- _DIRECTIVE_
Reproduce every line of the material below, but drop the pictures.

- _DATASET EXCERPTS_
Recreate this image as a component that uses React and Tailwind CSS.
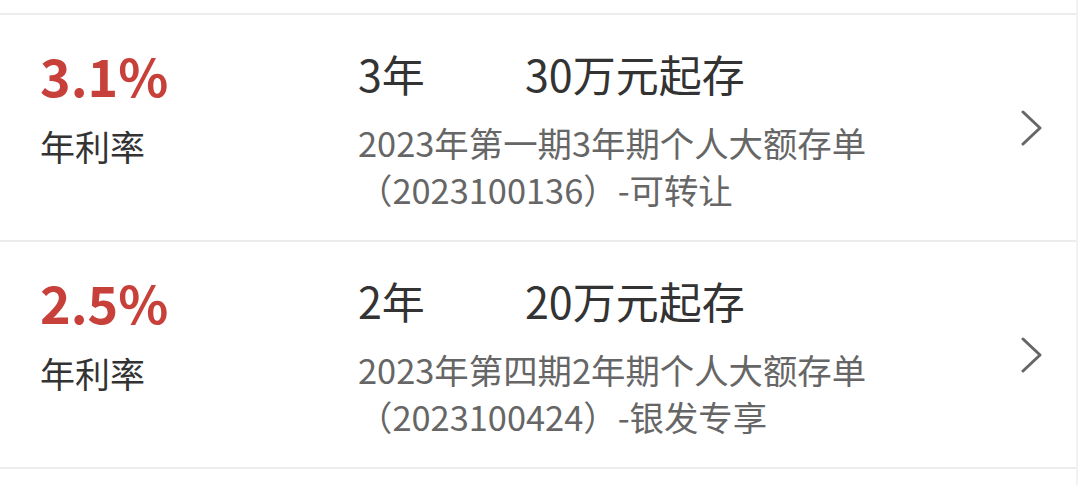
const deposits = [
  {
    rate: '3.1%',
    term: '3年',
    minimum: '30万元起存',
    name: '2023年第一期3年期个人大额存单',
    code: '（2023100136）-可转让',
  },
  {
    rate: '2.5%',
    term: '2年',
    minimum: '20万元起存',
    name: '2023年第四期2年期个人大额存单',
    code: '（2023100424）-银发专享',
  },
];

function Chevron() {
  return (
    <svg width="24" height="36" viewBox="0 0 24 36" fill="none" className="shrink-0">
      <path d="M3 2 L20 18 L3 34" stroke="#666666" strokeWidth="3" strokeLinecap="round" strokeLinejoin="round" />
    </svg>
  );
}

function DepositRow({ item }) {
  return (
    <div className="flex items-center h-[227px] bg-white border-b-2 border-[#ececec]">
      <div className="w-[318px] ml-10 self-start pt-[28px]">
        <div className="text-[52px] leading-[64px] font-bold text-[#c8403a]">{item.rate}</div>
        <div className="text-[35px] leading-[50px] text-[#333333] mt-[14px]">年利率</div>
      </div>
      <div className="flex-1 self-start pt-[32px]">
        <div className="flex text-[43px] leading-[52px] text-[#333333]">
          <span className="w-[167px]">{item.term}</span>
          <span>{item.minimum}</span>
        </div>
        <div className="text-[34.4px] leading-[47px] text-[#666666] mt-[20px]">
          <div>{item.name}</div>
          <div>{item.code}</div>
        </div>
      </div>
      <div className="w-[54px] mr-[2px]">
        <Chevron />
      </div>
    </div>
  );
}

export default function App() {
  return (
    <div
      className="w-[1078px] h-[485px] bg-white overflow-hidden border-r-2 border-[#f2f2f2]"
      style={{ fontFamily: '"Noto Sans CJK SC", "Noto Sans", sans-serif' }}
    >
      <div className="h-[15px] bg-white border-b-2 border-[#ececec]" />
      {deposits.map((item) => (
        <DepositRow key={item.code} item={item} />
      ))}
    </div>
  );
}
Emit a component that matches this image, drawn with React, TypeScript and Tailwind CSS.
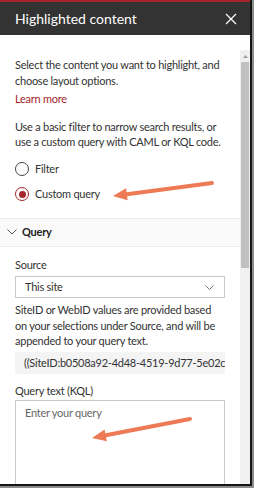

- _FINAL ANSWER_
Recreate this image as a component that uses React and Tailwind CSS.
const deposits = [
  {
    rate: '3.1%',
    term: '3年',
    minimum: '30万元起存',
    name: '2023年第一期3年期个人大额存单',
    code: '（2023100136）-可转让',
  },
  {
    rate: '2.5%',
    term: '2年',
    minimum: '20万元起存',
    name: '2023年第四期2年期个人大额存单',
    code: '（2023100424）-银发专享',
  },
];

function Chevron() {
  return (
    <svg width="24" height="36" viewBox="0 0 24 36" fill="none" className="shrink-0">
      <path d="M3 2 L20 18 L3 34" stroke="#666666" strokeWidth="3" strokeLinecap="round" strokeLinejoin="round" />
    </svg>
  );
}

function DepositRow({ item }) {
  return (
    <div className="flex items-center h-[227px] bg-white border-b-2 border-[#ececec]">
      <div className="w-[318px] ml-10 self-start pt-[28px]">
        <div className="text-[52px] leading-[64px] font-bold text-[#c8403a]">{item.rate}</div>
        <div className="text-[35px] leading-[50px] text-[#333333] mt-[14px]">年利率</div>
      </div>
      <div className="flex-1 self-start pt-[32px]">
        <div className="flex text-[43px] leading-[52px] text-[#333333]">
          <span className="w-[167px]">{item.term}</span>
          <span>{item.minimum}</span>
        </div>
        <div className="text-[34.4px] leading-[47px] text-[#666666] mt-[20px]">
          <div>{item.name}</div>
          <div>{item.code}</div>
        </div>
      </div>
      <div className="w-[54px] mr-[2px]">
        <Chevron />
      </div>
    </div>
  );
}

export default function App() {
  return (
    <div
      className="w-[1078px] h-[485px] bg-white overflow-hidden border-r-2 border-[#f2f2f2]"
      style={{ fontFamily: '"Noto Sans CJK SC", "Noto Sans", sans-serif' }}
    >
      <div className="h-[15px] bg-white border-b-2 border-[#ececec]" />
      {deposits.map((item) => (
        <DepositRow key={item.code} item={item} />
      ))}
    </div>
  );
}
Emit a component that matches this image, drawn with React, TypeScript and Tailwind CSS.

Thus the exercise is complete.